Der Professor lässt zu Vivaldi auch mal Techno laufen

Seit 2006 unterstützen Städte, Kantone und die Kulturstiftung Pro Helvetia gemeinsam über drei Jahre hinweg auserwählte Tanzcompagnien. Aktuell werden 13 Compagnien subventioniert. Seit 2011 gibt es eine eidgenössisch anerkannte Tanzausbildung, die mit Berufsmaturität absolviert werden kann. Ab kommendem September startet der Bachelor-­Studiengang in Contemporary Dance in Zürich und Lausanne. «Der Tanz installiert sich hierzulande langsam», sagt Felizitas Ammann, Leiterin der Tanzförderung bei Pro Helvetia.

Dank dem Tanzfestival Steps erhält diese Entwicklung alle zwei Jahre Aufwind.
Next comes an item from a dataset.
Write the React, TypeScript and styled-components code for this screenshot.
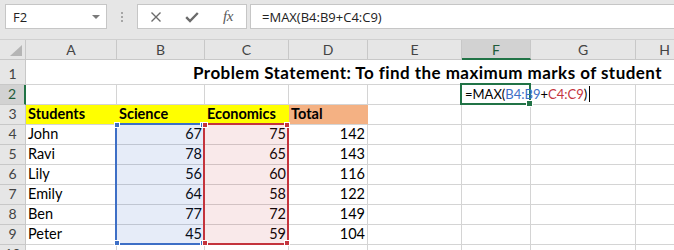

Eröffnet wird am Donnerstag im Opernhaus mit «Notations», einem Tanzabend des Ballettensembles. Choreografiert hat unter anderem der 42-jährige Brite Wayne ­McGregor, auch «The Brain» genannt – ein Ausnahmechoreograf, der Professor in Neurowissenschaften ist, in den Proben wie ein Tornado durch den Saal wirbelt und der als Abwechslung zu Vivaldi Techno laufen lässt.

Über sein Debüt im Zürcher Traditionshaus sagte er: «Mein Stück soll so aussehen, als ob es gerade auf der Bühne entstanden sei.» Eine Leichtigkeit, die zu erreichen nur wenigen gelingt. Die Spontaneität als höchste Weihe – auch das ist Tanz.